The RAF is sending Kyiv supplies of its latest laser-guided rocket, which can travel at double the range of the previous model
By Dominic Nicholls, ASSOCIATE EDITOR
21 November 2022 •
Ukrainian troops have modified trucks to serve as mobile launch platforms to destroy Russian tanks and other vehicles from long range. The missiles are usually launched from the air.
Britain first gave Brimstone missiles to Ukraine about six months ago. However, a video released last month by the British Forces Broadcasting Service showed the more advanced version being prepared for transportation at RAF Brize Norton, Oxfordshire.
The missiles, which each cost about £175,000, can hit targets by tracking a laser fired by troops, aircraft or vehicles, or select its own target from a pre-programmed list through the use of an extremely high-frequency millimetric wave radar.

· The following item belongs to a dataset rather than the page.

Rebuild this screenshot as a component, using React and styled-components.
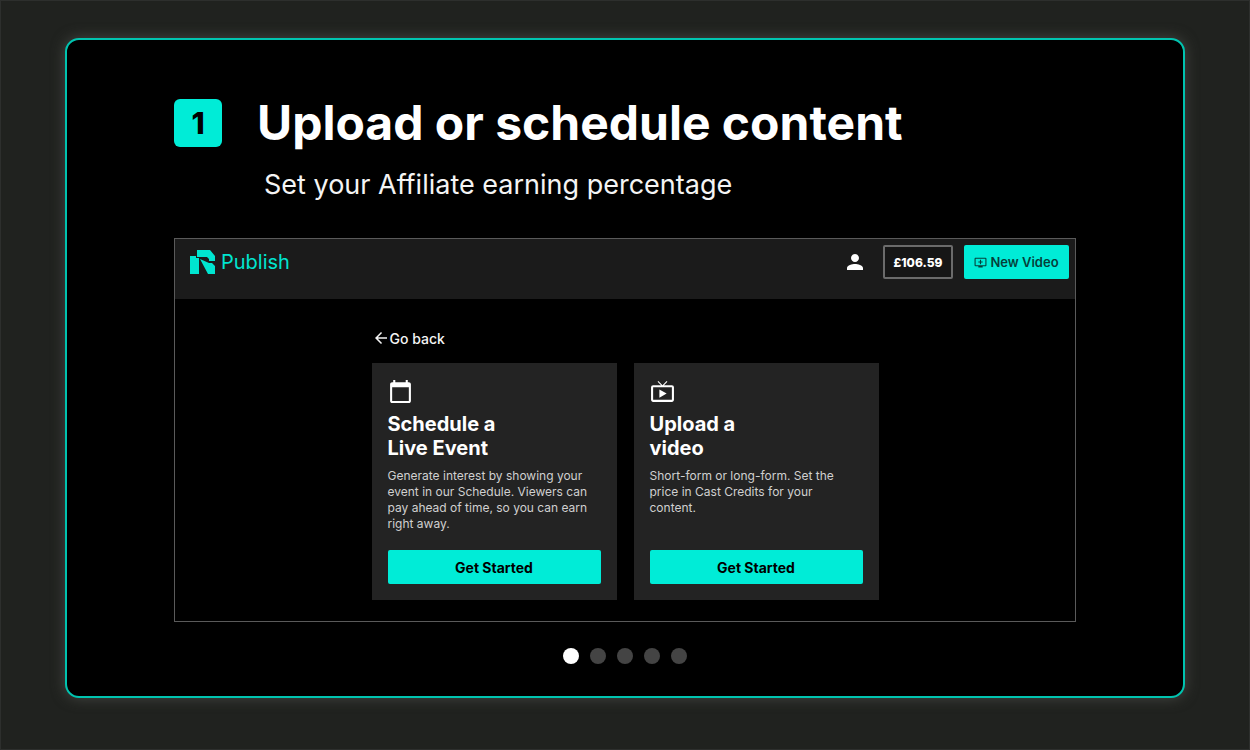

This system allows the weapon to scan the battlefield and select the most appropriate target, discounting civilian vehicles or less important military equipment.
When guided by a laser fired by friendly troops, Brimstone can be used in built-up areas with great precision, limiting the potential for collateral damage among the civilian population.
With a range, when launched from a jet, of roughly 37 miles, and a 6.3kg (13.9lbs) warhead, Brimstone 2 is designed primarily to hit ground targets, including moving vehicles.
However, a maritime version of the weapon has been developed, specifically designed to hit fast attack craft such as speed boats. It is very similar to earlier variants, but has to compensate for the radar and laser “scatter” that can occur when operating over water.
Trials were conducted in 2013 of Sea Spear fired against a simulated attack formation of five targets, one of which was a 15-metre craft travelling at 20 knots.
The successful trial demonstrated the missile’s ability to strike numerous individual targets at sea.
On a visit to Kyiv at the weekend, Rishi Sunak announced another military aid package of £50 million would be sent to Ukraine.
Brimstone was not thought to be part of that package, which focused instead on the provision of air defence weapons and ammunition to counter the threat from Iranian-supplied Shahed-136 drones.